**WRITTEN INSTRUCTION:**
Write out all of the entries that follow, word for word, but skip the pictures.

**INFORMATION SUPPLIED:**
%%

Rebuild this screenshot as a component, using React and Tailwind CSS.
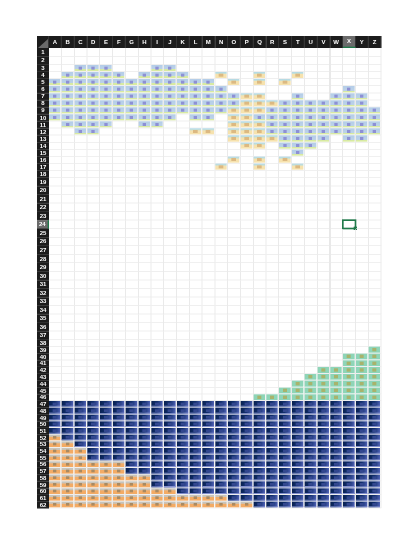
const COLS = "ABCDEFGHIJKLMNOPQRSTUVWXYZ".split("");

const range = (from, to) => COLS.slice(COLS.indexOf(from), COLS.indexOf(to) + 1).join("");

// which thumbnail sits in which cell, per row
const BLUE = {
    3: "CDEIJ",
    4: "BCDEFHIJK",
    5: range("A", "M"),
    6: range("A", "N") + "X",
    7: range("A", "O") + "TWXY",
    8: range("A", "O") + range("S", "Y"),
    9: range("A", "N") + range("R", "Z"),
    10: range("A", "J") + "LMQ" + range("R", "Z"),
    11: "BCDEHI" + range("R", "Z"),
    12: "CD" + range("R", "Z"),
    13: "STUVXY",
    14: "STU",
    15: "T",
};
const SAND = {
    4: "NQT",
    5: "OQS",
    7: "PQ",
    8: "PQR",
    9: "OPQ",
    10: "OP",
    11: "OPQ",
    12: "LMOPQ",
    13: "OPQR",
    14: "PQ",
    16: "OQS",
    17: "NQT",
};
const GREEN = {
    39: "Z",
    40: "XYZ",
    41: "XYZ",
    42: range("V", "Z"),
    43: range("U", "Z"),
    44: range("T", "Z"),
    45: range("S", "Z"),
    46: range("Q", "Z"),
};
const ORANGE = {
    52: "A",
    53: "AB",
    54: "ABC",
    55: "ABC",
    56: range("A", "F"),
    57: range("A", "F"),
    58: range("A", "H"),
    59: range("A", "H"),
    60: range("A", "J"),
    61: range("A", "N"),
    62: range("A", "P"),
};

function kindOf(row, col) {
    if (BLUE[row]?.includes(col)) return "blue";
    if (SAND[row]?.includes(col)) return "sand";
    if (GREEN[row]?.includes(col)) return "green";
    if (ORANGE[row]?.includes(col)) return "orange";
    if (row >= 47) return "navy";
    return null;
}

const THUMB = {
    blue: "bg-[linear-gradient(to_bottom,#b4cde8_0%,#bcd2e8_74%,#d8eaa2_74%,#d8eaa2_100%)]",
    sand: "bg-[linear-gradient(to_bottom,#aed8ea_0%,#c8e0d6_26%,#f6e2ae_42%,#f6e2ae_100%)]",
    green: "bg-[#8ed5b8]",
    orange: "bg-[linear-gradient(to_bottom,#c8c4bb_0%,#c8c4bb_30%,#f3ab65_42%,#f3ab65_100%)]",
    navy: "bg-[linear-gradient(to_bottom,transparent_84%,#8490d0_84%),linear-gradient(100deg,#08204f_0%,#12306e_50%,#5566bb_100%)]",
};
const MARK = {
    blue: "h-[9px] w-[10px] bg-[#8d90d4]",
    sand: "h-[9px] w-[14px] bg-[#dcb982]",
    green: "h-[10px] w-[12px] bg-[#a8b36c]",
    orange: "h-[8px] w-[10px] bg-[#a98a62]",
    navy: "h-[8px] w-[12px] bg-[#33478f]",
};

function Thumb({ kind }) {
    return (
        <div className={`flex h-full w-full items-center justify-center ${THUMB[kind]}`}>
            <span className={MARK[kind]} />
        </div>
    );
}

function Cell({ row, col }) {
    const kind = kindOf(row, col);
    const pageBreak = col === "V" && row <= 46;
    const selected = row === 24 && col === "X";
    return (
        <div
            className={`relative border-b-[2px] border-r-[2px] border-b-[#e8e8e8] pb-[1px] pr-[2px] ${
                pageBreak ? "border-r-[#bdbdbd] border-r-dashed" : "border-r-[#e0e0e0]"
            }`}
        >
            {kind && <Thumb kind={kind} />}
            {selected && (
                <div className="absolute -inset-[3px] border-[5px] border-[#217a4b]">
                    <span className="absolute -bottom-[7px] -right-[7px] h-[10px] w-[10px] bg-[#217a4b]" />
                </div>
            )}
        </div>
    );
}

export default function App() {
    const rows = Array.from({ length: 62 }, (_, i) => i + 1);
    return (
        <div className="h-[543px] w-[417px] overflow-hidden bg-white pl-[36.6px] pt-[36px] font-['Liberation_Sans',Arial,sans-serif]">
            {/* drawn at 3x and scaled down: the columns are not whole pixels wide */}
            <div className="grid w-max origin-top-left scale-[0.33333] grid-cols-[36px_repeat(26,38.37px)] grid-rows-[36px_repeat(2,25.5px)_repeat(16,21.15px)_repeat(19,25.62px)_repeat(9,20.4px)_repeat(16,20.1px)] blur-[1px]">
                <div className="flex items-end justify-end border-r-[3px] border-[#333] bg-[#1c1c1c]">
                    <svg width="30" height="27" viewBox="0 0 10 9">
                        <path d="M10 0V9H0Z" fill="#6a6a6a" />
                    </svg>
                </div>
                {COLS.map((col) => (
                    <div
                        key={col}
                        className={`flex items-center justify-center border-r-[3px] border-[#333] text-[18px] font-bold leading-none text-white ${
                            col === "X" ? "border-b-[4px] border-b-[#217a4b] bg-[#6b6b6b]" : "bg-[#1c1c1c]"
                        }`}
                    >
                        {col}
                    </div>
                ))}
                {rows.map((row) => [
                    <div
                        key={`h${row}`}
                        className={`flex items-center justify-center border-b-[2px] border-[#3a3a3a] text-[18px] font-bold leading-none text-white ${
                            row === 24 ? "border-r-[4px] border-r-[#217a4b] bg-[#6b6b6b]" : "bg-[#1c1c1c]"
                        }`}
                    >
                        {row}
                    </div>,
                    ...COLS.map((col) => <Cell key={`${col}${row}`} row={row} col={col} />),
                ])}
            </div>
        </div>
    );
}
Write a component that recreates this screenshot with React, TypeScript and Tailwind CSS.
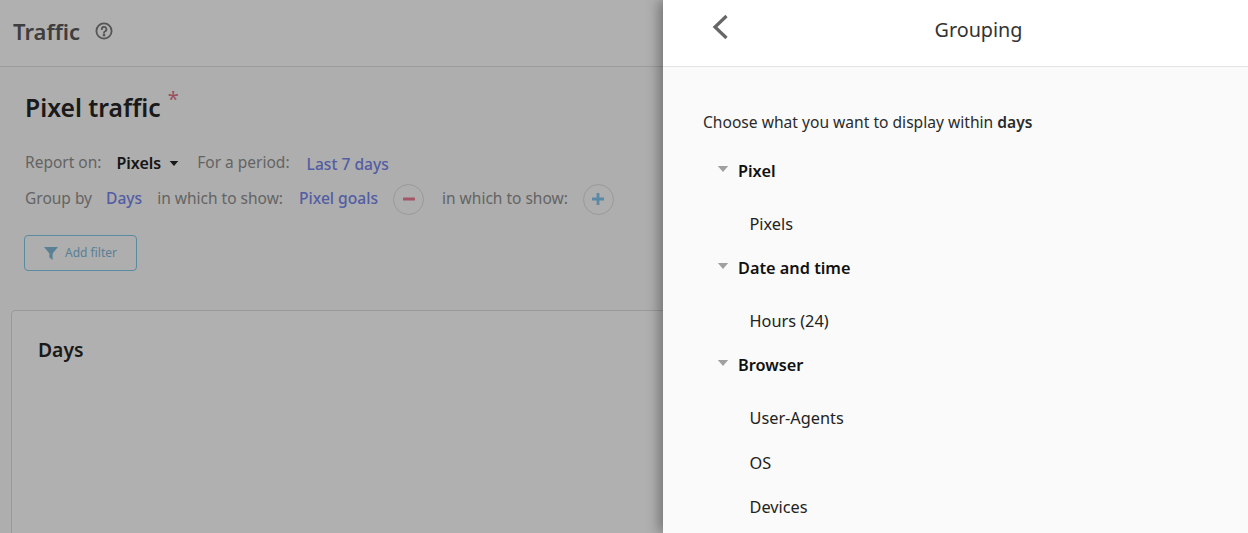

%%

**SOLUTION TO THIS TASK:**
Rebuild this screenshot as a component, using React and Tailwind CSS.
const COLS = "ABCDEFGHIJKLMNOPQRSTUVWXYZ".split("");

const range = (from, to) => COLS.slice(COLS.indexOf(from), COLS.indexOf(to) + 1).join("");

// which thumbnail sits in which cell, per row
const BLUE = {
    3: "CDEIJ",
    4: "BCDEFHIJK",
    5: range("A", "M"),
    6: range("A", "N") + "X",
    7: range("A", "O") + "TWXY",
    8: range("A", "O") + range("S", "Y"),
    9: range("A", "N") + range("R", "Z"),
    10: range("A", "J") + "LMQ" + range("R", "Z"),
    11: "BCDEHI" + range("R", "Z"),
    12: "CD" + range("R", "Z"),
    13: "STUVXY",
    14: "STU",
    15: "T",
};
const SAND = {
    4: "NQT",
    5: "OQS",
    7: "PQ",
    8: "PQR",
    9: "OPQ",
    10: "OP",
    11: "OPQ",
    12: "LMOPQ",
    13: "OPQR",
    14: "PQ",
    16: "OQS",
    17: "NQT",
};
const GREEN = {
    39: "Z",
    40: "XYZ",
    41: "XYZ",
    42: range("V", "Z"),
    43: range("U", "Z"),
    44: range("T", "Z"),
    45: range("S", "Z"),
    46: range("Q", "Z"),
};
const ORANGE = {
    52: "A",
    53: "AB",
    54: "ABC",
    55: "ABC",
    56: range("A", "F"),
    57: range("A", "F"),
    58: range("A", "H"),
    59: range("A", "H"),
    60: range("A", "J"),
    61: range("A", "N"),
    62: range("A", "P"),
};

function kindOf(row, col) {
    if (BLUE[row]?.includes(col)) return "blue";
    if (SAND[row]?.includes(col)) return "sand";
    if (GREEN[row]?.includes(col)) return "green";
    if (ORANGE[row]?.includes(col)) return "orange";
    if (row >= 47) return "navy";
    return null;
}

const THUMB = {
    blue: "bg-[linear-gradient(to_bottom,#b4cde8_0%,#bcd2e8_74%,#d8eaa2_74%,#d8eaa2_100%)]",
    sand: "bg-[linear-gradient(to_bottom,#aed8ea_0%,#c8e0d6_26%,#f6e2ae_42%,#f6e2ae_100%)]",
    green: "bg-[#8ed5b8]",
    orange: "bg-[linear-gradient(to_bottom,#c8c4bb_0%,#c8c4bb_30%,#f3ab65_42%,#f3ab65_100%)]",
    navy: "bg-[linear-gradient(to_bottom,transparent_84%,#8490d0_84%),linear-gradient(100deg,#08204f_0%,#12306e_50%,#5566bb_100%)]",
};
const MARK = {
    blue: "h-[9px] w-[10px] bg-[#8d90d4]",
    sand: "h-[9px] w-[14px] bg-[#dcb982]",
    green: "h-[10px] w-[12px] bg-[#a8b36c]",
    orange: "h-[8px] w-[10px] bg-[#a98a62]",
    navy: "h-[8px] w-[12px] bg-[#33478f]",
};

function Thumb({ kind }) {
    return (
        <div className={`flex h-full w-full items-center justify-center ${THUMB[kind]}`}>
            <span className={MARK[kind]} />
        </div>
    );
}

function Cell({ row, col }) {
    const kind = kindOf(row, col);
    const pageBreak = col === "V" && row <= 46;
    const selected = row === 24 && col === "X";
    return (
        <div
            className={`relative border-b-[2px] border-r-[2px] border-b-[#e8e8e8] pb-[1px] pr-[2px] ${
                pageBreak ? "border-r-[#bdbdbd] border-r-dashed" : "border-r-[#e0e0e0]"
            }`}
        >
            {kind && <Thumb kind={kind} />}
            {selected && (
                <div className="absolute -inset-[3px] border-[5px] border-[#217a4b]">
                    <span className="absolute -bottom-[7px] -right-[7px] h-[10px] w-[10px] bg-[#217a4b]" />
                </div>
            )}
        </div>
    );
}

export default function App() {
    const rows = Array.from({ length: 62 }, (_, i) => i + 1);
    return (
        <div className="h-[543px] w-[417px] overflow-hidden bg-white pl-[36.6px] pt-[36px] font-['Liberation_Sans',Arial,sans-serif]">
            {/* drawn at 3x and scaled down: the columns are not whole pixels wide */}
            <div className="grid w-max origin-top-left scale-[0.33333] grid-cols-[36px_repeat(26,38.37px)] grid-rows-[36px_repeat(2,25.5px)_repeat(16,21.15px)_repeat(19,25.62px)_repeat(9,20.4px)_repeat(16,20.1px)] blur-[1px]">
                <div className="flex items-end justify-end border-r-[3px] border-[#333] bg-[#1c1c1c]">
                    <svg width="30" height="27" viewBox="0 0 10 9">
                        <path d="M10 0V9H0Z" fill="#6a6a6a" />
                    </svg>
                </div>
                {COLS.map((col) => (
                    <div
                        key={col}
                        className={`flex items-center justify-center border-r-[3px] border-[#333] text-[18px] font-bold leading-none text-white ${
                            col === "X" ? "border-b-[4px] border-b-[#217a4b] bg-[#6b6b6b]" : "bg-[#1c1c1c]"
                        }`}
                    >
                        {col}
                    </div>
                ))}
                {rows.map((row) => [
                    <div
                        key={`h${row}`}
                        className={`flex items-center justify-center border-b-[2px] border-[#3a3a3a] text-[18px] font-bold leading-none text-white ${
                            row === 24 ? "border-r-[4px] border-r-[#217a4b] bg-[#6b6b6b]" : "bg-[#1c1c1c]"
                        }`}
                    >
                        {row}
                    </div>,
                    ...COLS.map((col) => <Cell key={`${col}${row}`} row={row} col={col} />),
                ])}
            </div>
        </div>
    );
}
Write a component that recreates this screenshot with React, TypeScript and Tailwind CSS.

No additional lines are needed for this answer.